WRITTEN INSTRUCTION –
Give the total number of lines with the word "React" in them, and no other words.

-- Start of GIVEN MATERIAL --

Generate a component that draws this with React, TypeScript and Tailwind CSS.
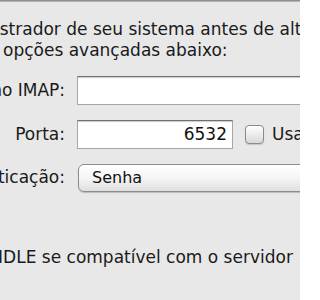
import * as React from 'react';

const font = { fontFamily: '"DejaVu Sans", "Liberation Sans", sans-serif' };

function Label({ children }: { children: React.ReactNode }) {
  return (
    <div className="flex w-[65px] shrink-0 justify-end whitespace-nowrap text-[17px] text-[#1a1a1a]">
      {children}
    </div>
  );
}

function TextField({ value, className }: { value?: string; className: string }) {
  return (
    <div
      className={`flex h-[29px] shrink-0 items-center justify-end border border-[#a6a6a6] border-t-[#707070] bg-white px-[5px] text-[17px] text-[#111] shadow-[inset_0_2px_1px_-1px_rgba(0,0,0,0.2)] ${className}`}
    >
      {value}
    </div>
  );
}

export default function App() {
  return (
    <div className="h-[300px] w-[300px] overflow-hidden bg-[#e8e8e8]" style={font}>
      <div className="h-[2px] border-t border-[#8e8e8e] bg-[#b4b4b4]" />
      <div className="mt-[17px] whitespace-nowrap text-[17px] leading-[21px] text-[#1a1a1a]">
        <div className="ml-[-154px]">Consulte o administrador de seu sistema antes de alterar as</div>
        <div className="ml-[3px]">opções avançadas abaixo:</div>
      </div>

      <div className="mt-[15px] flex flex-col gap-[15px]">
        <div className="flex items-center gap-[12px]">
          <Label>Prefixo do Caminho IMAP:</Label>
          <TextField className="w-[260px]" />
        </div>

        <div className="flex items-center gap-[12px]">
          <Label>Porta:</Label>
          <TextField value="6532" className="w-[156px]" />
          <div className="flex items-center gap-[8px] whitespace-nowrap text-[17px] text-[#1a1a1a]">
            <div className="h-[19px] w-[19px] shrink-0 rounded-[4px] border border-[#8a8a8a] bg-gradient-to-b from-[#ffffff] to-[#d8d8d8] shadow-[0_1px_1px_rgba(0,0,0,0.15)]" />
            <span>Usar SSL</span>
          </div>
        </div>

        <div className="flex items-center gap-[13px]">
          <Label>Autenticação:</Label>
          <div className="flex h-[28px] w-[260px] shrink-0 items-center rounded-l-[6px] border border-[#8c8c8c] bg-gradient-to-b from-[#ffffff] via-[#f5f5f5] to-[#e0e0e0] pl-[13px] text-[16px] text-[#111] shadow-[0_1px_1px_rgba(0,0,0,0.2)]">
            Senha
          </div>
        </div>
      </div>

      <div className="ml-[-46px] mt-[55px] whitespace-nowrap text-[17px] leading-[21px] text-[#1a1a1a]">
        Usar IDLE se compatível com o servidor
      </div>
    </div>
  );
}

-- End of GIVEN MATERIAL --

EXPECTED ANSWER –
3